Mary was interested in the writings of Luther and Erasmus. Both men wrote treatises for the young widow: Luther dedicated to her Four Comforting Psalms in 1526, and Erasmus wrote A Christian Widow to Mary in 1530. Regardless of her personal humanist and perhaps Protestant-leaning views, Mary acquiesced to the advocacy of Catholicism as the only true faith by her brother, Holy Roman Emperor Charles V.
After Mary served a short regency in Hungary, Charles V appointed her regent of the Netherlands; he needed trusted family members to help rule the many territories in his kingdom. An ardent opponent of Protestantism, Charles V forced Mary to discourage its spread throughout the Netherlands.

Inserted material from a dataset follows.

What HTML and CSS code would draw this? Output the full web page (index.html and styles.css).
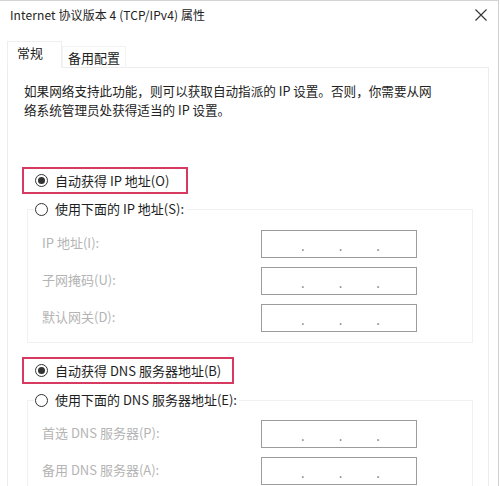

She did not rule with a heavy hand toward Protestants, however, perhaps betraying her sympathies.
After Charles renounced his throne in favor of his son Philip, Mary also resigned after 27 years of service and moved to Castile. In a letter to her brother outlining her reasons for wishing to resign, she wrote, “a woman is never so much respected and feared as a man, whatever her position.” She died in Castile at age 53. CH
By Jennifer A. Boardman
[Christian History originally published this article in Christian History Issue #145 in 2022]Jennifer A. Boardman is a freelance writer and editor. She holds a master of theological studies from Bethel Seminary with a concentration in Christian history.